▶ [WHAT THIS TASK INVOLVES]:
Take the lines from the beginning of the material through the line containing "import React from" and retype them exactly, leaving the pictures out.
|---|
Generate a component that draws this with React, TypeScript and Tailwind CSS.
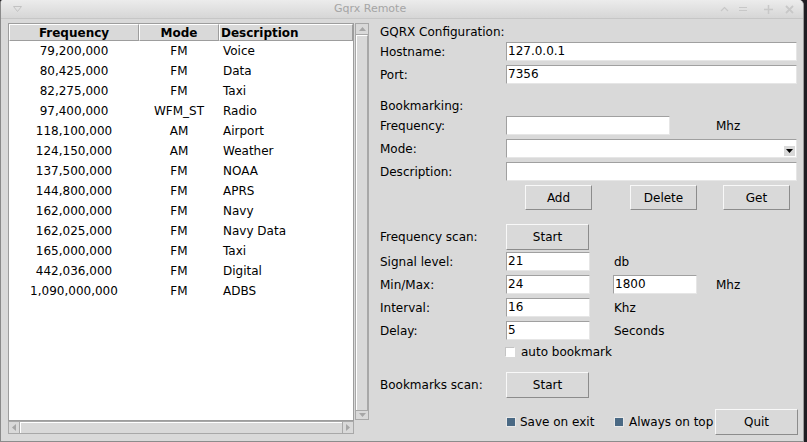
import React from "react";

const rows: [string, string, string][] = [
  ["79,200,000", "FM", "Voice"],
  ["80,425,000", "FM", "Data"],
  ["82,275,000", "FM", "Taxi"],
  ["97,400,000", "WFM_ST", "Radio"],
  ["118,100,000", "AM", "Airport"],
  ["124,150,000", "AM", "Weather"],
  ["137,500,000", "FM", "NOAA"],
  ["144,800,000", "FM", "APRS"],
  ["162,000,000", "FM", "Navy"],
  ["162,025,000", "FM", "Navy Data"],
  ["165,000,000", "FM", "Taxi"],
  ["442,036,000", "FM", "Digital"],
  ["1,090,000,000", "FM", "ADBS"],
];

function Entry({ value = "", className = "" }: { value?: string; className?: string }) {
  return (
    <div
      className={`h-[19px] bg-white border border-t-[#a0a0a0] border-l-[#a0a0a0] border-r-[#e6e6e6] border-b-[#e6e6e6] pl-[1px] leading-[17px] ${className}`}
    >
      {value}
    </div>
  );
}

function Btn({ label, className = "" }: { label: string; className?: string }) {
  return (
    <button
      className={`h-[26px] w-[83px] flex items-center justify-center bg-[#d9d9d9] border border-t-[#f8f8f8] border-l-[#f8f8f8] border-r-[#8c8c8c] border-b-[#8c8c8c] ${className}`}
    >
      {label}
    </button>
  );
}

function Row({ label, children }: { label: string; children?: React.ReactNode }) {
  return (
    <div className="h-[23px] flex items-center">
      <div className="w-[126px] shrink-0">{label}</div>
      {children}
    </div>
  );
}

function Check({ checked, label, className = "" }: { checked?: boolean; label: string; className?: string }) {
  return (
    <div className={`flex items-center ${className}`}>
      {checked ? (
        <div className="w-[10px] h-[10px] bg-[#4a6984] border border-[#e8e8e8] shrink-0" />
      ) : (
        <div className="w-[10px] h-[10px] bg-white border border-t-[#c4c4c4] border-l-[#c4c4c4] border-r-white border-b-white shrink-0" />
      )}
      <span className="ml-[5px]">{label}</span>
    </div>
  );
}

function Arrow({ dir }: { dir: "up" | "down" | "left" | "right" }) {
  const pts = {
    up: "0,5 3.5,1 7,5",
    down: "0,1 3.5,5 7,1",
    left: "5,0 1,3.5 5,7",
    right: "1,0 5,3.5 1,7",
  }[dir];
  const vert = dir === "up" || dir === "down";
  return (
    <svg width={vert ? 7 : 6} height={vert ? 6 : 7} viewBox={vert ? "0 0 7 6" : "0 0 6 7"}>
      <polygon points={pts} fill="#a6a6a6" />
    </svg>
  );
}

export default function App() {
  return (
    <div className="w-[807px] h-[442px] flex bg-[#1f1d22] font-['DejaVu_Sans',sans-serif] text-[12px] text-black overflow-hidden">
      <div className="w-[804px] h-[442px] flex flex-col bg-[#d9d9d9] border-l border-r border-b border-l-[#8a8a8a] border-r-[#9a9a9a] border-b-[#8c8c8c] rounded-tr-[5px] rounded-tl-[3px] overflow-hidden">
        {/* title bar */}
        <div className="h-[19px] shrink-0 flex items-center bg-gradient-to-b from-[#ececec] to-[#d6d6d6] border-b border-[#c6c6c6]">
          <svg className="ml-[12px]" width="9" height="6" viewBox="0 0 9 6">
            <polygon points="0.5,0.5 8.5,0.5 4.5,5.5" fill="none" stroke="#c2c2c2" />
          </svg>
          <span className="ml-[312px] text-[11px] text-[#a5a5a5]">Gqrx Remote</span>
          <div className="ml-auto mr-[9px] flex items-center">
            <svg width="9" height="6" viewBox="0 0 9 6">
              <polyline points="1,5 4.5,1.5 8,5" fill="none" stroke="#c8c8c8" strokeWidth="1.2" />
            </svg>
            <svg className="ml-[10px]" width="8" height="6" viewBox="0 0 8 6">
              <line x1="0" y1="1.5" x2="8" y2="1.5" stroke="#c8c8c8" />
              <line x1="0" y1="4.5" x2="8" y2="4.5" stroke="#c8c8c8" />
            </svg>
            <svg className="ml-[17px]" width="9" height="9" viewBox="0 0 9 9">
              <line x1="4.5" y1="0" x2="4.5" y2="9" stroke="#c8c8c8" strokeWidth="1.5" />
              <line x1="0" y1="4.5" x2="9" y2="4.5" stroke="#c8c8c8" strokeWidth="1.5" />
            </svg>
            <svg className="ml-[12px]" width="9" height="9" viewBox="0 0 9 9">
              <line x1="1" y1="1" x2="8" y2="8" stroke="#c8c8c8" strokeWidth="1.8" />
              <line x1="8" y1="1" x2="1" y2="8" stroke="#c8c8c8" strokeWidth="1.8" />
            </svg>
          </div>
        </div>

        <div className="flex items-start">
          {/* bookmarks list */}
          <div className="pl-[7px] pt-[4px] flex flex-col">
            <div className="flex">
              <div className="w-[346px] h-[398px] bg-white border border-[#9d9d9d] flex flex-col">
                <div className="h-[17px] flex font-bold bg-[#d9d9d9]">
                  <div className="w-[130px] flex items-center justify-center border-t border-l border-white border-r border-r-[#9d9d9d] border-b border-b-[#9d9d9d]">
                    Frequency
                  </div>
                  <div className="w-[80px] flex items-center justify-center border-t border-l border-white border-r border-r-[#9d9d9d] border-b border-b-[#9d9d9d]">
                    Mode
                  </div>
                  <div className="w-[134px] flex items-center pl-[1px] border-t border-l border-white border-r border-r-[#9d9d9d] border-b border-b-[#9d9d9d]">
                    Description
                  </div>
                </div>
                {rows.map(([f, m, d]) => (
                  <div key={f + d} className="h-[20px] flex items-center">
                    <div className="w-[130px] text-center">{f}</div>
                    <div className="w-[80px] text-center">{m}</div>
                    <div className="pl-[4px]">{d}</div>
                  </div>
                ))}
              </div>
              {/* vertical scrollbar */}
              <div className="w-[14px] h-[397px] ml-[1px] flex flex-col border border-[#a8a8a8] bg-[#d9d9d9]">
                <div className="h-[11px] flex items-center justify-center border-b border-[#a8a8a8]">
                  <Arrow dir="up" />
                </div>
                <div className="flex-1 border-l border-t border-white border-r border-r-[#a8a8a8]" />
                <div className="h-[9px] flex items-center justify-center border-t border-[#a8a8a8]">
                  <Arrow dir="down" />
                </div>
              </div>
            </div>
            {/* horizontal scrollbar */}
            <div className="w-[346px] h-[13px] flex border border-[#a8a8a8] bg-[#d9d9d9]">
              <div className="w-[11px] flex items-center justify-center border-r border-[#a8a8a8]">
                <Arrow dir="left" />
              </div>
              <div className="flex-1 border-l border-t border-white" />
              <div className="w-[11px] flex items-center justify-center border-l border-[#a8a8a8]">
                <Arrow dir="right" />
              </div>
            </div>
          </div>

          {/* controls */}
          <div className="ml-[11px] pt-[4px] flex flex-col w-[418px]">
            <div className="h-[17px] flex items-center">GQRX Configuration:</div>
            <Row label="Hostname:">
              <Entry value="127.0.0.1" className="w-[291px]" />
            </Row>
            <Row label="Port:">
              <Entry value="7356" className="w-[291px]" />
            </Row>

            <div className="mt-[11px] h-[17px] flex items-center">Bookmarking:</div>
            <Row label="Frequency:">
              <Entry className="w-[164px]" />
              <span className="ml-[46px]">Mhz</span>
            </Row>
            <Row label="Mode:">
              <div className="relative w-[291px] h-[19px] bg-white border border-t-[#a0a0a0] border-l-[#a0a0a0] border-r-[#e6e6e6] border-b-[#e6e6e6]">
                <div className="absolute right-[1px] bottom-[1px] w-[11px] h-[10px] bg-[#d9d9d9] flex items-center justify-center">
                  <svg width="7" height="4" viewBox="0 0 7 4">
                    <polygon points="0,0 7,0 3.5,4" fill="#000" />
                  </svg>
                </div>
              </div>
            </Row>
            <Row label="Description:">
              <Entry className="w-[291px]" />
            </Row>
            <div className="mt-[2px] flex">
              <Btn label="Add" className="ml-[145px] !w-[67px] !h-[25px]" />
              <Btn label="Delete" className="ml-[38px] !w-[67px] !h-[25px]" />
              <Btn label="Get" className="ml-[26px] !w-[67px] !h-[25px]" />
            </div>

            <div className="mt-[13px] h-[27px] flex items-center">
              <div className="w-[126px] shrink-0">Frequency scan:</div>
              <Btn label="Start" />
            </div>
            <Row label="Signal level:">
              <Entry value="21" className="w-[84px]" />
              <span className="ml-[24px]">db</span>
            </Row>
            <Row label="Min/Max:">
              <Entry value="24" className="w-[84px]" />
              <Entry value="1800" className="ml-[23px] w-[84px]" />
              <span className="ml-[19px]">Mhz</span>
            </Row>
            <Row label="Interval:">
              <Entry value="16" className="w-[84px]" />
              <span className="ml-[24px]">Khz</span>
            </Row>
            <Row label="Delay:">
              <Entry value="5" className="w-[84px]" />
              <span className="ml-[24px]">Seconds</span>
            </Row>
            <div className="h-[20px] flex items-center pl-[125px]">
              <Check label="auto bookmark" className="[&>span]:ml-[6px]" />
            </div>

            <div className="mt-[9px] h-[28px] flex items-center">
              <div className="w-[126px] shrink-0">Bookmarks scan:</div>
              <Btn label="Start" />
            </div>
            <div className="mt-[9px] h-[28px] flex items-center pl-[126px]">
              <Check checked label="Save on exit" className="w-[108px] [&>span]:ml-[4px]" />
              <Check checked label="Always on top" className="w-[101px]" />
              <Btn label="Quit" />
            </div>
          </div>
        </div>
      </div>
    </div>
  );
}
|---|
▶ [THE RESULT]:
Generate a component that draws this with React, TypeScript and Tailwind CSS.
import React from "react";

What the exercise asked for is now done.